Hey lovely people!
For those of you who know me, you know that baking is my thing…but I LOVE cooking, too! Baking is fun because it’s all about chemistry – it’s a challenge to get all the proportions of everything right — and when you do, it’s so satisfying! But cooking is different – it’s all about improvisation: no balsamic vinegar? Use red wine vinegar instead. And because of all this improvisation, you can tailor your recipes to fit your taste and add your own style and flair. A madeline will generally always taste like a madeline, but two pasta sauces can be completely different!
This year has been a whirlwind so far, testing me and my family for reasons that we cannot, for the life of us, figure out. Being in the kitchen is my solace.
My mum and sister celebrated their birthdays in April and so instead of the usual “let’s go out for dinner” thing, I decided to make them an Italian feast. There’s just something about a home-cooked meal that beats any restaurant.
On the menu: Lasagna with red sauce and layers of creamy bechamel sauce, garlic bread and a fresh, green salad with my famous warm balsamic vinaigrette.
First up, you see the lasagna. The sauce was quite a complicated thing. I find that when I make pasta sauce, it’s different everytime. Sometimes, I feel like throwing in some olives, sometimes not. Sometimes it’s a bit sweeter, and sometimes a bit richer. In any case, I usually start it off with an onion, which I caramelize in the pot. I then add everything else all at once: ground beef that I pre-cook with salt, pepper, garlic, ginger (yes, ginger – you don’t taste the ginger…but you definitely notice if it’s not there!), basil and oregano, a dollop of tomato paste and a huge can of crushed tomatoes, brown sugar and vinegar and a schwack of fresh basil if you have it. This time, I also added a handful of chopped up olives.
For the bechamel sauce, it’s as simple as a quarter cup of each flour and butter, which I cook on the stove until light golden and then a splash of milk to get your desired consistency. Traditionally a bechamel has nutmeg and a few other spices, but the red sauce was so strong in flavour, I left it unseasoned, and it did exactly what I wanted it to do: added a creamy layer to the lasagna, which melded perfectly with the red sauce.
And then, all it was was layering the lasagna starting off with red sauce, followed by pasta, more red sauce, bechamel and cheese and then pasta again. I did three layers, finishing off with just red sauce and cheese!

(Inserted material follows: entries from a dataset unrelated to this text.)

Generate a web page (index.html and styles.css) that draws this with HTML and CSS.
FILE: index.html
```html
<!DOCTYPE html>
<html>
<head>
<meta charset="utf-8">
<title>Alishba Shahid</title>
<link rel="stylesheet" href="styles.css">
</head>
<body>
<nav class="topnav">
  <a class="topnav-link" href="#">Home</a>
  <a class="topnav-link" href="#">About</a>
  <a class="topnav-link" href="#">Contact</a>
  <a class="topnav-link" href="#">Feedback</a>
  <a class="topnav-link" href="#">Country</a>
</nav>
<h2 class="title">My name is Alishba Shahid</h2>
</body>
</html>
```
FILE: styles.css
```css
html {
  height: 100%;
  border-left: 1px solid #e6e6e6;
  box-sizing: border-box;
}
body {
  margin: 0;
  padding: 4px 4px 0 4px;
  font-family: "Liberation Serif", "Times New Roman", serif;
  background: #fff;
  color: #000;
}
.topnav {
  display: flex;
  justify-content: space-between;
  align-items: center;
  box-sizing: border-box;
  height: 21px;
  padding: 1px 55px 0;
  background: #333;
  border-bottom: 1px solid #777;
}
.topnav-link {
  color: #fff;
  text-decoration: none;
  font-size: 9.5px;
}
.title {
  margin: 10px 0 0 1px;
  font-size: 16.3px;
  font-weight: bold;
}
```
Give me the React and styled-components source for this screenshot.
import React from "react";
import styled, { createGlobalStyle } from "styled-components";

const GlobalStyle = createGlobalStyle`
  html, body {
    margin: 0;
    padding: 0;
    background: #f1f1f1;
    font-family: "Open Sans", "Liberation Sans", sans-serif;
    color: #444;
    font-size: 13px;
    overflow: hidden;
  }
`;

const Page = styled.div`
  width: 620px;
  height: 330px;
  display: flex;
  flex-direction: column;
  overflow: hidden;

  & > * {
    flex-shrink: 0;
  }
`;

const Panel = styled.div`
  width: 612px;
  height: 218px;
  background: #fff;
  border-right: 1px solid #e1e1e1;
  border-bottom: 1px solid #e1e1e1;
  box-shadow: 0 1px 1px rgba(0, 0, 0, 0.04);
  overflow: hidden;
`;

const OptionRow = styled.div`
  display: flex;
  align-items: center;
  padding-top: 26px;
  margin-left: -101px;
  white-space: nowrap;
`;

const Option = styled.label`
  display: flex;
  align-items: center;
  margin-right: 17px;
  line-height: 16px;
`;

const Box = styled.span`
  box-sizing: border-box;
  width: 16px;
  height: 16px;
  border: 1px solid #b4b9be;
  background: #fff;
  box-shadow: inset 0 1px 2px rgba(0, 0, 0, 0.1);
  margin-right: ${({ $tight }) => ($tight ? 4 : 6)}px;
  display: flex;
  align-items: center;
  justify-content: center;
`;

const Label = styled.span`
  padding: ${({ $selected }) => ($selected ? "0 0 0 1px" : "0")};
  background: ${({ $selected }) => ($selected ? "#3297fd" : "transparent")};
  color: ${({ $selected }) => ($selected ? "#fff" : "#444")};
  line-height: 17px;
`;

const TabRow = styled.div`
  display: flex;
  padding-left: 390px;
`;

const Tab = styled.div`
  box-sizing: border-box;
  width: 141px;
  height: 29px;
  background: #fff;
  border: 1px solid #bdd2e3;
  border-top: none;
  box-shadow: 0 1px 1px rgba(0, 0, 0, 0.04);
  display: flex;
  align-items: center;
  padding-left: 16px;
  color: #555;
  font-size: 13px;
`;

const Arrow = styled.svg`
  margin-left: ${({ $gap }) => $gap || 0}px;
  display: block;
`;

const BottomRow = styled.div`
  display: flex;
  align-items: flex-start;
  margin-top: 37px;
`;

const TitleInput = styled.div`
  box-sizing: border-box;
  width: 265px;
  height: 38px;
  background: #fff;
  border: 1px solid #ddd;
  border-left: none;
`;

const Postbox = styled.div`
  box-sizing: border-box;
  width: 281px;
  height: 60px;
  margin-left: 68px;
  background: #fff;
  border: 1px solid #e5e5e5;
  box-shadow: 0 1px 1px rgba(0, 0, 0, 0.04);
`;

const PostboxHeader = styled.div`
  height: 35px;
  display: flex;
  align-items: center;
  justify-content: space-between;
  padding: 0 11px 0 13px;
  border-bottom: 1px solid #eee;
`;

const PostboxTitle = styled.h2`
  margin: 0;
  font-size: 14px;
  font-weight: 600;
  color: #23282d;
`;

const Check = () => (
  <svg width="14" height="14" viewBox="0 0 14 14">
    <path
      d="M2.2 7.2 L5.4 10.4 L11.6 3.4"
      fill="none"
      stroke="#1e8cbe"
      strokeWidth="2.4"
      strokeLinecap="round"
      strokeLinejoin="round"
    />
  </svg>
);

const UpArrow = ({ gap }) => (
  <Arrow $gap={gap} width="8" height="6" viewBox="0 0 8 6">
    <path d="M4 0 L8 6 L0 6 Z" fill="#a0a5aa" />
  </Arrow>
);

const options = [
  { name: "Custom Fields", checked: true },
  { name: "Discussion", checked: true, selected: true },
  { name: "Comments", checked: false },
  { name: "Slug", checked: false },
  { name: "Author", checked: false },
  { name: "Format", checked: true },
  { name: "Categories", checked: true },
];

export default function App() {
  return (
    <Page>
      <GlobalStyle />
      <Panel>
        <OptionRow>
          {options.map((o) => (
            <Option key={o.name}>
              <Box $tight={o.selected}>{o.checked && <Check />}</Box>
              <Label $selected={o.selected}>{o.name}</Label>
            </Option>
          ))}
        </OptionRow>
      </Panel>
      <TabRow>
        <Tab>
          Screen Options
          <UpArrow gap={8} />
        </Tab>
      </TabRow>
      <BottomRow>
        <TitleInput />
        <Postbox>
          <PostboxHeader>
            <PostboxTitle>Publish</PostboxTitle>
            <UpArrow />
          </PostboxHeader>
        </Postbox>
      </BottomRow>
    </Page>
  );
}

For the salad, use any vegetables and greens you like. I just went with lettuce, tomatoes and olives: go simple, because it’s all about the warm, balsamic vinaigrette.
For the dressing, dice up half an onion as small as you can manage and slice a garlic clove and sautee them in olive oil until caramelized. When you reach this stage, pull the pan off the heat, and add a generous splash of balsamic vinegar. I usually put it back on the stove on low at this point, just to bring everything together and add salt and and a generous amount of black pepper to taste. Let the dressing cool a bit and then toss with the salad before serving. Make sure that when you add the balsamic vinegar, though, not to inhale the fumes! The vinegar is really pungent. You’ll thank me later!
The onions and garlic absorb all the vinegar and melt into the dressing – it’s divine. If you try anything from this blog post, please try the dressing!
Finally, the easiest garlic bread you’ll ever make: and the tastiest. Just toast slices of baguette in the oven (or even the toaster) and while still warm, rub a raw garlic clove over them. The crusty bread breaks down the garlic and the bread gets a hint of garlic aroma and taste, without being overpowered. If you toast them in the oven, I like to spread some butter on one side. If you do them in the toaster, just rub the garlic on them when they come out, and then you can spread some butter on top.
And that’s all she wrote, folks! I hope you’ll try at least some of these recipes! And I hope the change of pace from baking was welcome!